Given records:
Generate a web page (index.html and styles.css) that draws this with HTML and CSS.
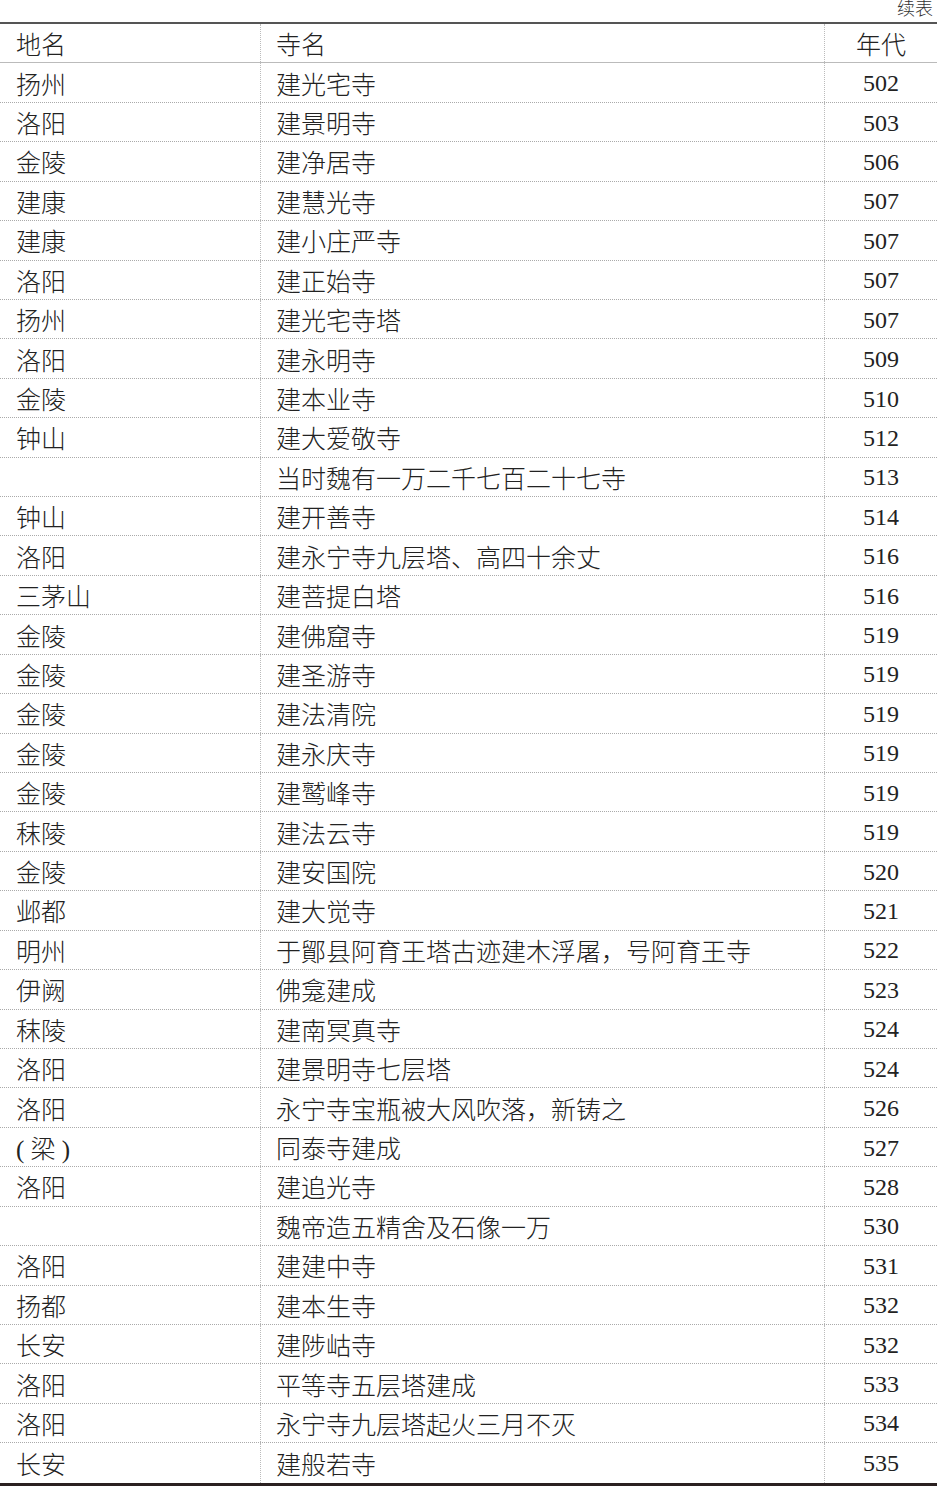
FILE: index.html
```html
<!DOCTYPE html>
<html lang="zh-CN">
<head>
<meta charset="utf-8">
<title>续表</title>
<link rel="stylesheet" href="styles.css">
</head>
<body>
<div class="caption">续表</div>
<div class="table">
  <div class="row head"><div class="c1">地名</div><div class="c2">寺名</div><div class="c3 cjk">年代</div></div>
  <div class="row"><div class="c1">扬州</div><div class="c2">建光宅寺</div><div class="c3">502</div></div>
  <div class="row"><div class="c1">洛阳</div><div class="c2">建景明寺</div><div class="c3">503</div></div>
  <div class="row"><div class="c1">金陵</div><div class="c2">建净居寺</div><div class="c3">506</div></div>
  <div class="row"><div class="c1">建康</div><div class="c2">建慧光寺</div><div class="c3">507</div></div>
  <div class="row"><div class="c1">建康</div><div class="c2">建小庄严寺</div><div class="c3">507</div></div>
  <div class="row"><div class="c1">洛阳</div><div class="c2">建正始寺</div><div class="c3">507</div></div>
  <div class="row"><div class="c1">扬州</div><div class="c2">建光宅寺塔</div><div class="c3">507</div></div>
  <div class="row"><div class="c1">洛阳</div><div class="c2">建永明寺</div><div class="c3">509</div></div>
  <div class="row"><div class="c1">金陵</div><div class="c2">建本业寺</div><div class="c3">510</div></div>
  <div class="row"><div class="c1">钟山</div><div class="c2">建大爱敬寺</div><div class="c3">512</div></div>
  <div class="row"><div class="c1"></div><div class="c2">当时魏有一万二千七百二十七寺</div><div class="c3">513</div></div>
  <div class="row"><div class="c1">钟山</div><div class="c2">建开善寺</div><div class="c3">514</div></div>
  <div class="row"><div class="c1">洛阳</div><div class="c2">建永宁寺九层塔、高四十余丈</div><div class="c3">516</div></div>
  <div class="row"><div class="c1">三茅山</div><div class="c2">建菩提白塔</div><div class="c3">516</div></div>
  <div class="row"><div class="c1">金陵</div><div class="c2">建佛窟寺</div><div class="c3">519</div></div>
  <div class="row"><div class="c1">金陵</div><div class="c2">建圣游寺</div><div class="c3">519</div></div>
  <div class="row"><div class="c1">金陵</div><div class="c2">建法清院</div><div class="c3">519</div></div>
  <div class="row"><div class="c1">金陵</div><div class="c2">建永庆寺</div><div class="c3">519</div></div>
  <div class="row"><div class="c1">金陵</div><div class="c2">建鹫峰寺</div><div class="c3">519</div></div>
  <div class="row"><div class="c1">秣陵</div><div class="c2">建法云寺</div><div class="c3">519</div></div>
  <div class="row"><div class="c1">金陵</div><div class="c2">建安国院</div><div class="c3">520</div></div>
  <div class="row"><div class="c1">邺都</div><div class="c2">建大觉寺</div><div class="c3">521</div></div>
  <div class="row"><div class="c1">明州</div><div class="c2">于鄮县阿育王塔古迹建木浮屠，号阿育王寺</div><div class="c3">522</div></div>
  <div class="row"><div class="c1">伊阙</div><div class="c2">佛龛建成</div><div class="c3">523</div></div>
  <div class="row"><div class="c1">秣陵</div><div class="c2">建南冥真寺</div><div class="c3">524</div></div>
  <div class="row"><div class="c1">洛阳</div><div class="c2">建景明寺七层塔</div><div class="c3">524</div></div>
  <div class="row"><div class="c1">洛阳</div><div class="c2">永宁寺宝瓶被大风吹落，新铸之</div><div class="c3">526</div></div>
  <div class="row"><div class="c1">( 梁 )</div><div class="c2">同泰寺建成</div><div class="c3">527</div></div>
  <div class="row"><div class="c1">洛阳</div><div class="c2">建追光寺</div><div class="c3">528</div></div>
  <div class="row"><div class="c1"></div><div class="c2">魏帝造五精舍及石像一万</div><div class="c3">530</div></div>
  <div class="row"><div class="c1">洛阳</div><div class="c2">建建中寺</div><div class="c3">531</div></div>
  <div class="row"><div class="c1">扬都</div><div class="c2">建本生寺</div><div class="c3">532</div></div>
  <div class="row"><div class="c1">长安</div><div class="c2">建陟岵寺</div><div class="c3">532</div></div>
  <div class="row"><div class="c1">洛阳</div><div class="c2">平等寺五层塔建成</div><div class="c3">533</div></div>
  <div class="row"><div class="c1">洛阳</div><div class="c2">永宁寺九层塔起火三月不灭</div><div class="c3">534</div></div>
  <div class="row last"><div class="c1">长安</div><div class="c2">建般若寺</div><div class="c3">535</div></div>
</div>
</body>
</html>
```
FILE: styles.css
```css
html, body {
  margin: 0;
  padding: 0;
  background: #fff;
}
body {
  width: 937px;
  color: #222;
  font-family: "Liberation Serif", "Noto Sans CJK SC", serif;
}
.caption {
  height: 22px;
  font-size: 18px;
  line-height: 18px;
  text-align: right;
  padding-right: 4px;
  color: #333;
  font-weight: 300;
}
.table {
  border-top: 2px solid #555;
  border-bottom: 3px solid #2a2020;
}
.row {
  display: grid;
  grid-template-columns: 261px 564px 112px;
  height: 39.43px;
  box-sizing: border-box;
  border-bottom: 1px dotted #aaa;
  font-size: 25px;
  font-weight: 300;
}
.row.head {
  border-bottom: 1px solid #bbb;
}
.row.last {
  border-bottom: none;
}
.c1, .c2, .c3 {
  display: flex;
  align-items: center;
  white-space: nowrap;
}
.c1 {
  padding-left: 16px;
  border-right: 1px dotted #bbb;
}
.c2 {
  padding-left: 15px;
  border-right: 1px dotted #bbb;
}
.c3 {
  justify-content: center;
  font-size: 24px;
  padding-top: 2px;
}
.c3.cjk {
  font-size: 25px;
  padding-top: 0;
}
```
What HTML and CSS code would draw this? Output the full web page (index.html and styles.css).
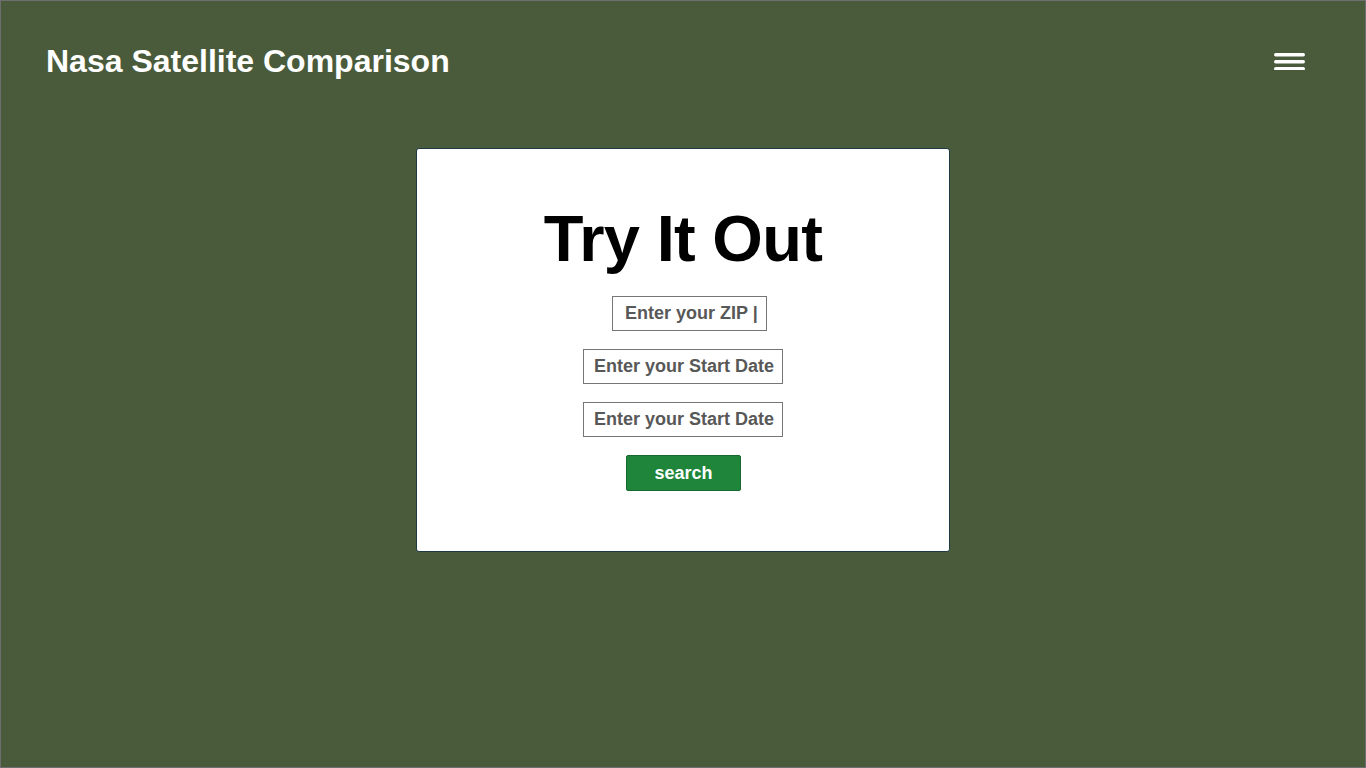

What is expected: Copy every line of the listing that includes the string "page".

Final result:
Generate a web page (index.html and styles.css) that draws this with HTML and CSS.
What HTML and CSS code would draw this? Output the full web page (index.html and styles.css).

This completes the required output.